Led by CEO and founder David Gentile and broker-dealer chief Jeffry Schneider, GPB first started ringing alarm bells six years ago, when it came to light that the company and its largest funds had failed to make timely required filings, including audited financial statements, with the Securities and Exchange Commission.

After U.S. District Court Judge Rachel Kovner told the standing spectators to find a seat, assistant U.S Attorney Nicholas Axelrod outlined the charges Gentile and Schneider face: securities fraud, wire fraud and conspiracy to enrich themselves.

Gentile wore a dark blue suit, striped tie and white shirt in court, with Schneider also sporting a dark suit and striped tie and a light blue shirt.

The atmosphere in court was convivial in the moments before the trial began with attorneys’ opening statements, with Gentile greeting well-wishers with hugs and slaps on the back. Schneider also appeared relaxed but was more reserved and less effusive than the former GPB chief executive.

Gentile and Schneider allegedly used phony, back-dated documents and paid distributions, or dividends, to investors using their own money, Axelrod said, rather than coming clean and admitting that the performance of GPB funds was not as steady as it appeared.

“They chose to hide it instead and paper over the shortfall,” Schneider said.

Gentile’s attorney Matthew Menchel said that investors had been told they could be paid with their own capital and the company hid no shortcomings. He also pointed to GPB’s incredible growth over five years. “Some mistakes were made, but not by David Gentile,” Menchel said.

“Jeff Schneider committed no crime, and Jeff Schneider is not guilty of the crimes charged,” said Glenn Colton, attorney for Schneider, who owned the defunct broker-dealer Ascendant Capital, the lead distributor to other broker-dealers of the high-risk private placements.
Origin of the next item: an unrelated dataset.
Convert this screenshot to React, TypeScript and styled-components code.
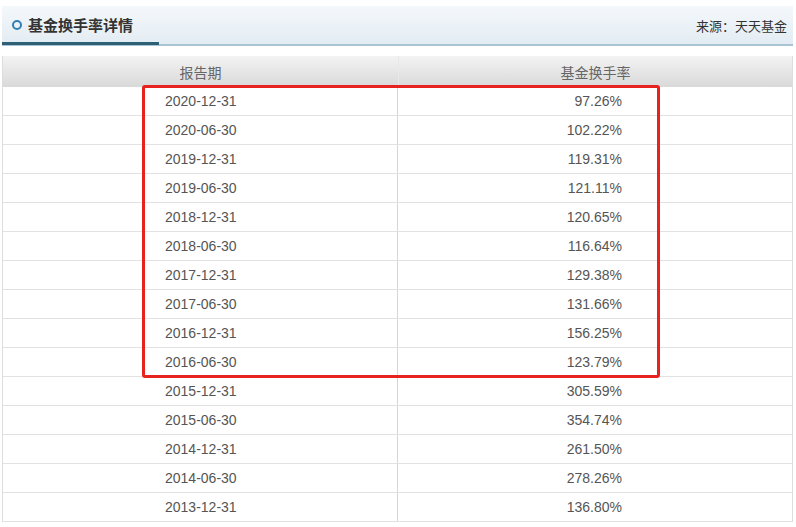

The trial is expected to last a month.

In February 2019, the FBI raided GPB offices in Manhattan. Two year later, the Justice Department, along with the SEC charged Gentile, Schneider and another senior executive, Jeffrey Lash with a number of fraud charges, including creating a Ponzi-like scheme and securities fraud, wire fraud and conspiracy. Lash pleaded guilty last year.

A receiver was supposed to take over GPB at some time this year, but that has been delayed, according to a report this winter in Wall Street Journal. The paper also reported that GPB, which primarily invested in auto dealerships and trash hauling businesses, had sold off $1.37 billion in assets.